Overall, this work provides (i) the first large-scale sewer defect dataset for Istanbul, (ii) a rigorous comparative analysis of transformer and CNN-based detection models, and (iii) an operational GIS-based tool for automated inspection. Together, these contributions advance the state of the art in smart sewer management and support the development of resilient urban infrastructure systems.
YOLO demonstrated clear advantages in terms of inference speed and compatibility with resource-constrained devices, making it suitable for real-time field deployment. In contrast, RT-DETR achieved higher overall accuracy and robustness across most defect categories, albeit at the expense of increased computational cost. These findings emphasize the trade-off between efficiency and precision when selecting models for practical sewer inspection applications.

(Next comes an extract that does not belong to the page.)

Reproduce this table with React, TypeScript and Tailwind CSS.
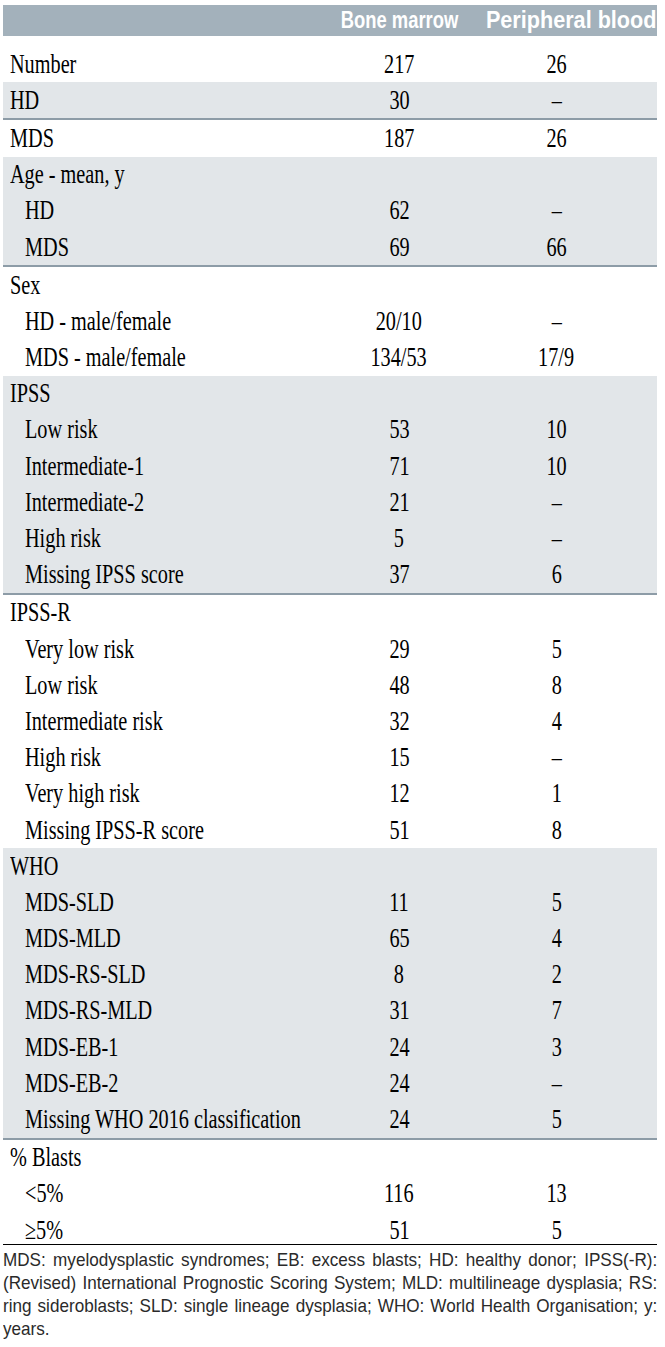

From a technical perspective, constraints related to dataset size, hardware availability, training duration, augmentation strategies, and the number of defect classes should be carefully addressed. Deploying more powerful GPU resources would also allow experiments with higher-capacity RT-DETR variants. Furthermore, comparative assessments with other advanced architectures, such as DETR derivatives and Faster R-CNN, could provide a broader benchmark. Finally, extending the analysis beyond imagery to include alternative data modalities, such as 3D point clouds captured from sewer environments, offers an exciting avenue for future exploration.
In conclusion, the integration of deep learning into sewer defect detection demonstrates strong potential for automating and enhancing inspection processes. By advancing towards multimodal approaches and leveraging increasingly powerful architectures, the level of automation and reliability in sewer monitoring can be significantly improved. To ensure reproducibility and foster future research, all trained models have been openly shared on Hugging Face.